Method DB.get is decorated by function cache, so its results will be cached. Pay attention to the function DB.set: it checks if the value corresponding to the username has been cached using keyregistry.key and updates the cache. Note that we didn't have to work with cache keys directly.

In the second example we apply another approach - we use cache.cache_async_render_GET to cache the service. (Use of cache.cache_sync_render_GET would be almost the same.)

class EmailGetter(Resource):
    def __init__(self, username):
        self.username = username

    @cache.cache_async_render_GET(class_name="EmailGetter")
    def render_GET(self, request):

        d = DB.get(self.username)
        d.addCallback(lambda email: request.write(email_response % email))
        d.addErrback(lambda failure: request.write(email_not_found % self.username))
        d.addBoth(lambda _: request.finish())

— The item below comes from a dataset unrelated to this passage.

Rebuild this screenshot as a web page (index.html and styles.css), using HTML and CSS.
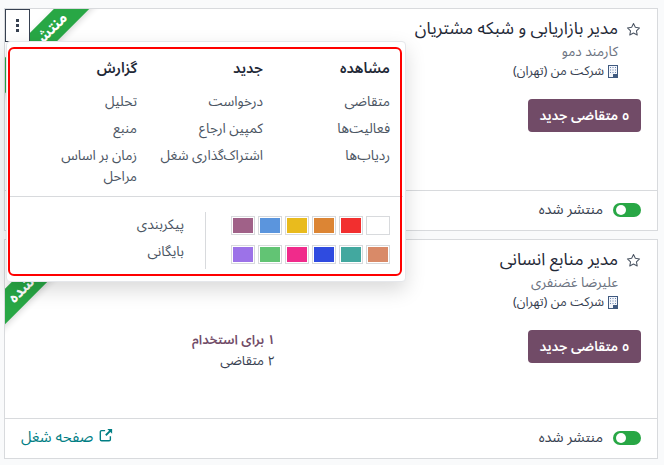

        return server.NOT_DONE_YET

class EmailSetter(Resource):
    def render_GET(self, request):
        return set_email

    def render_POST(self, request):
        username = request.args.get("username", [""])[0]
        email = request.args.get("email", [""])[0]

        cache_key = keyregistry.key(EmailGetter.render_GET, args=(EmailGetter(username),))
        if cache_key:
            cache.delete(cache_key)

        DB.set(username, email)
        return email_set_confirmation % (username, email)

EmailGetter.render_GET is decorated by cache_async_render_GET, so its results will be cached. Note that in this case the result will depend on the state of Resource object (self.username field), so we don't set exclude_self=True in cache_async_render_GET. EmailSetter.render_POST checks if the value corresponding to the username has been cached using keyregistry.key and drops the cache corresponding to the particular username.

To work with cached data you may also use other functions provided by module cache: get(), set(), append(), flushAll() etc.

Conclusion

This library allows you to add caching to your Twisted project very quickly and easily. A similar approach may be efficient for usual synchronous APIs as well. I may add these capabilities in the future.